Supply chain impacts in fashion

Implementing the textile DPP requires a supply chain overhaul:

Data collection: Each supplier (weaver, manufacturer, dyer, etc.) must provide the required data. This represents a considerable coordination and standardisation effort.

Enhanced traceability: The DPP requires tracing materials back to first-tier suppliers (farms, mills). Brands must map their entire supply chain.

Format standardisation: Data must be structured according to a single standard. IT systems must be updated to support these formats.

SME engagement: Small manufacturers, dyers, embroiderers, etc., will also need to train and adopt technology. Brands must support them.

Additional costs: Data collection, technology, training, external audit. Estimates range between €0.05 and €0.50 per product depending on complexity.

Commercial opportunities for the fashion industry

Despite the challenges, the DPP offers opportunities:

Transparency as a marketing lever: Fashion consumers are already sensitive to sustainability. The DPP allows you to communicate credibly on the quality, origin and environmental impact of your products.

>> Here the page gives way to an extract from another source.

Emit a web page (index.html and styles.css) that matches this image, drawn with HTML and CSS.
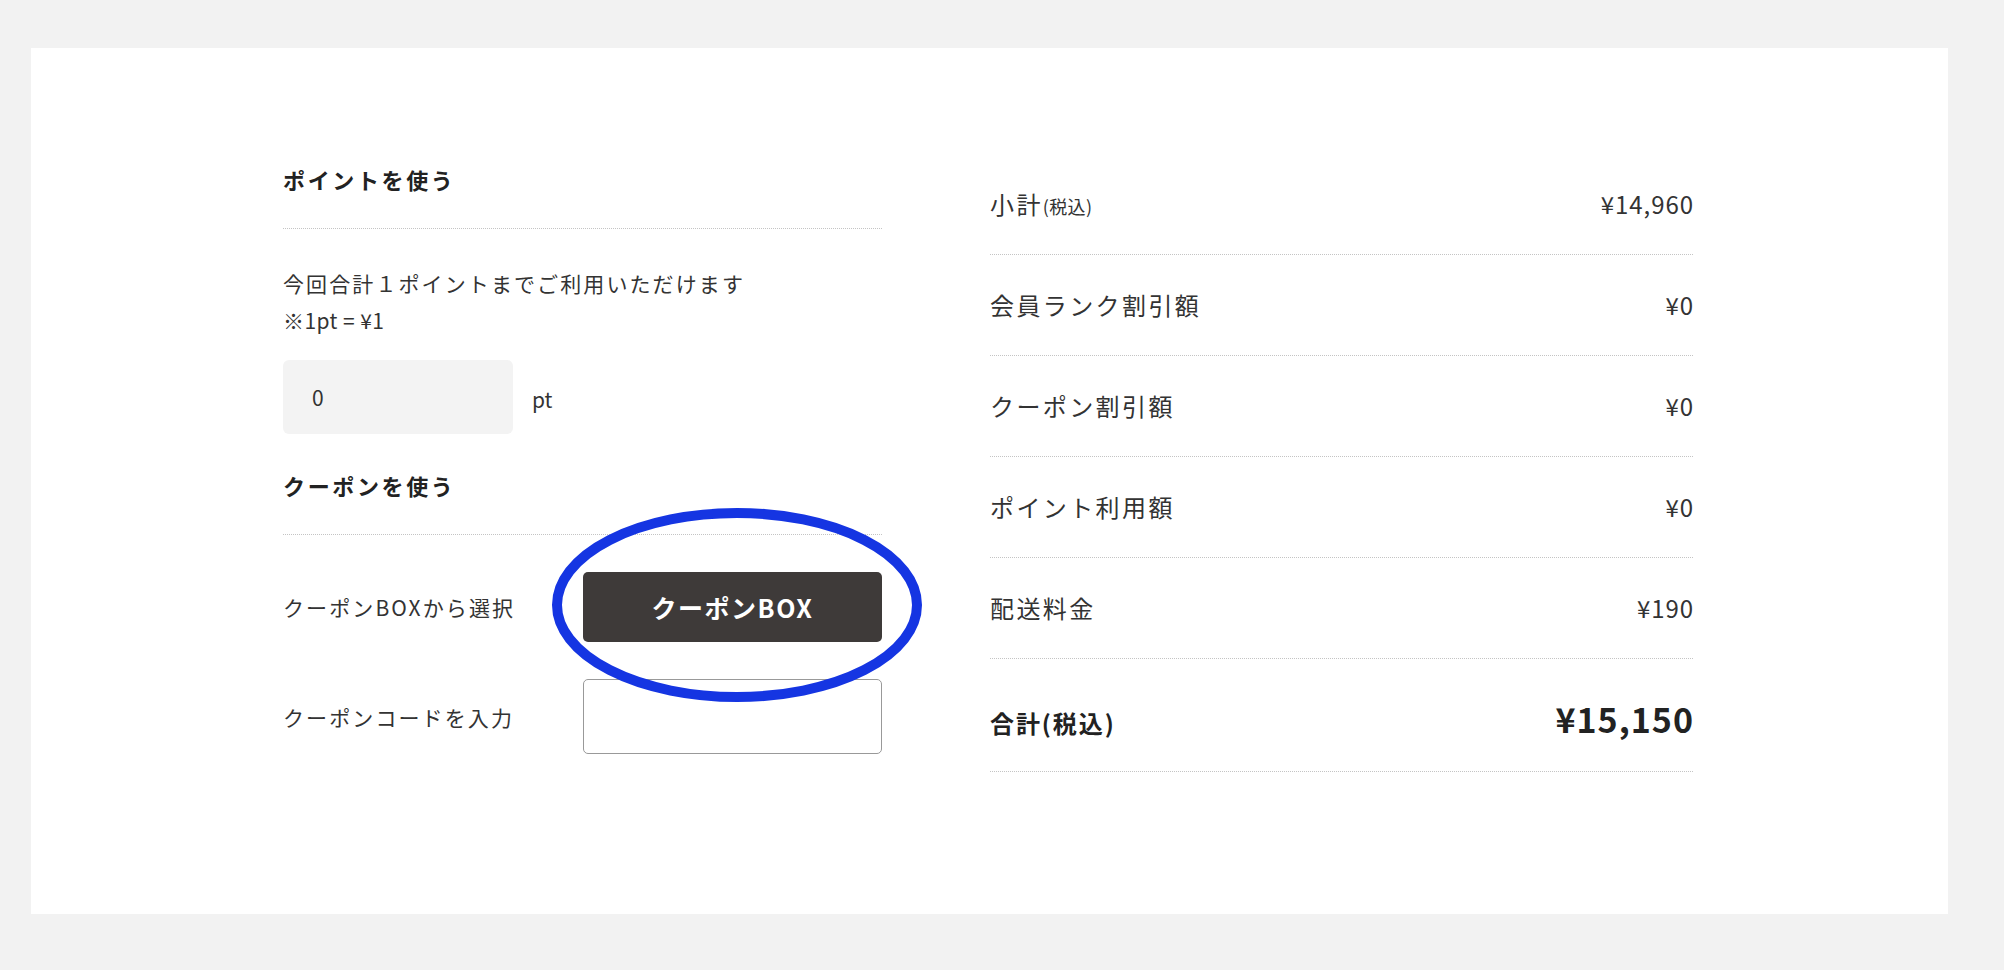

Combating counterfeiting: The DPP with QR code and cryptography makes counterfeiting harder. Reducing fakes benefits the entire chain (brands, distributors, consumers).

Secondhand and recycling: The DPP facilitates secondhand resale. Brands can create secondhand platforms and generate recurring revenue.

Premium differentiation: Brands voluntarily adopting the DPP before 2027 signal their commitment. They attract consumers willing to pay for transparency.

Consumer data: DPP access via QR code allows collecting behavioural data (who accesses the DPP, when, where) without cookies.

How to prepare now

Q1-Q2 2024-2025: Complete audit of your supply chain. Who are your 1st, 2nd, 3rd tier manufacturers? What data do they already have? What processes need to be created?

Q2-Q3 2025: Selection and integration of a DPP platform. Arianee, for example, allows you to host DPPs, generate QR codes and distribute via a consumer app.

Q3-Q4 2025: Pilot with a product collection. Test data collection, system integration, QR code generation and consumer communication.

2026: Progressive deployment. Start with new products launched in 2026, prepare stocks for 2027.

2027: Full compliance for all products sold in the EU after January 2027.

Use case: premium brand

A luxury fashion brand can make transparency a key element of its strategy:

  • Communicate on material origins (fair-trade cotton, French linen, New Zealand wool)
  • Display durability (garment presented for 300+ uses)
  • Offer a repair service with access through the DPP
  • Launch a secondhand platform with DPP authentication
  • Engage consumers on environmental impact

Conclusion

The fashion industry has the opportunity to transform the Digital Product Passport from a regulatory constraint into a lever for differentiation and consumer trust. Brands that prepare now will be better positioned to meet obligations, optimise their supply chain and capitalise on the growing demand for transparency.